The Centers for Disease Control did not realize the danger until six days after Mexico began to take emergency measures. If an outbreak on the scale of the one in Mexico happens here, how will we cope? Millions of people in the United States have no health insurance and are likely to delay seeking health care when they feel sick, simply because even a short stay in the hospital may mean financial ruin.
And if everybody who got sick in such an epidemic were to seek medical attention, would there be enough doctors, nurses, clinics, hospitals and medications to go around? Moreover, Republicans in Congress demanded and got the removal of $900 million for preventing epidemics from the recently passed stimulus package, considering it a sort of “pork” (ahem!). Many Democrats went along.
The foaming-at-the- mouth crowed on cable TV and talk radio immediately launched into massive diatribes against Mexico and Mexican people. Some of these comments have been gathered on the useful web site of “Media Matters for America," http://mediamatters .org.
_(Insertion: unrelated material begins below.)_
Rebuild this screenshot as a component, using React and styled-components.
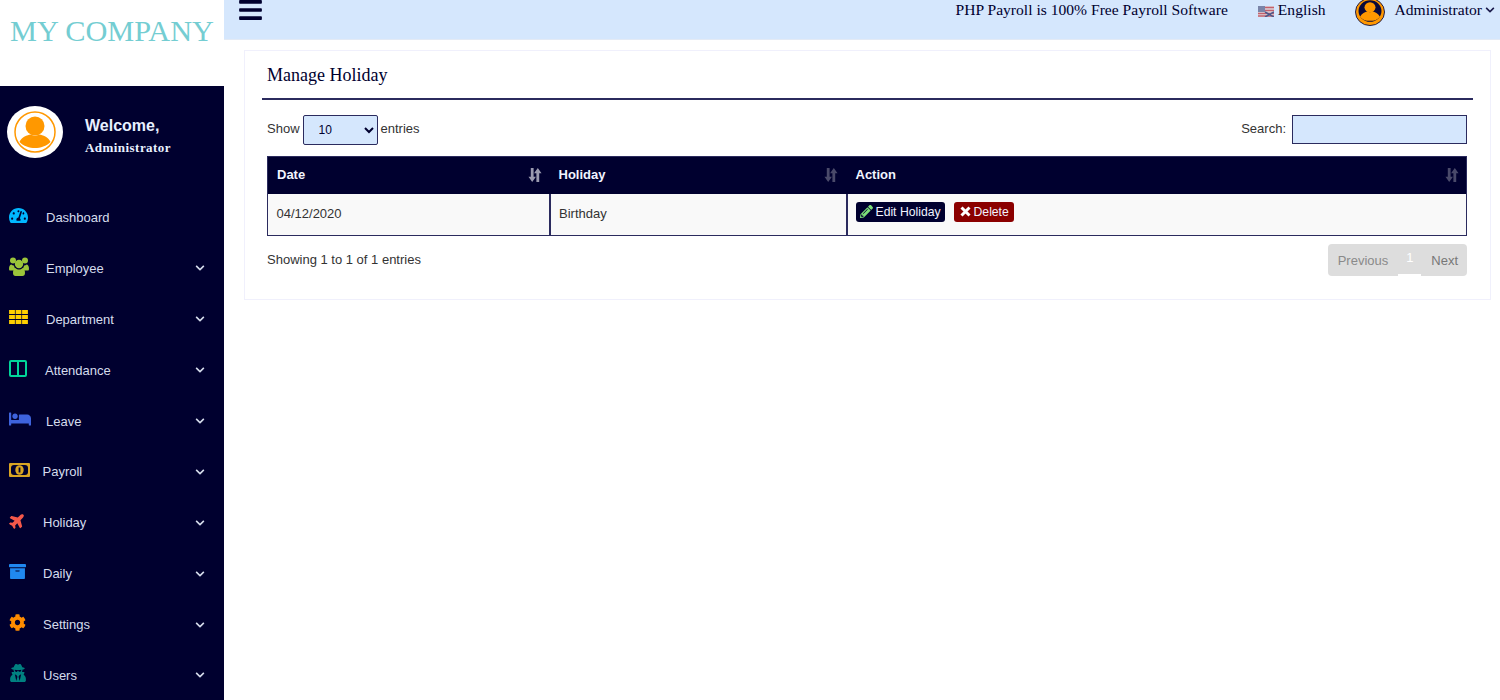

Right-wing columnist Michelle Malkin, for instance, was quick to blame the relatively small number of cases reported in the U.S. so far on “illegal immigration,” in spite of the fact that the cases in New York, which are most numerous so far, were found to have started with private school students returning from spring break in Cancun. Others called for a complete cutoff of immigration and trade with Mexico.
Commenters on Internet articles on the flu outbreak have taken up the call, calling Mexicans cockroaches that should be exterminated by atomic bombs and even rejoicing at the deaths as being so many fewer “illegal aliens” who can now try to sneak into the United States and get on welfare. This increases the danger that psychologically unbalanced people will commit acts of violence against Latino people here.
The solution lies in a global program for sustainable and safe food production that avoids the brutal corporate model, plus the building up of public health resources worldwide and especially in the developing countries.
Every country should have up-to-date facilities for detecting and stopping pathogens the moment they appear, a capacity now blocked by the extremes of wealth and poverty among the world’s nations. This is in the interest of the people of the U.S. and other developed countries, as the present alarm clearly shows.
However, it will be fought tooth and nail by the corporate monopolies in food production, pharmaceuticals, etc., and their political flunkies.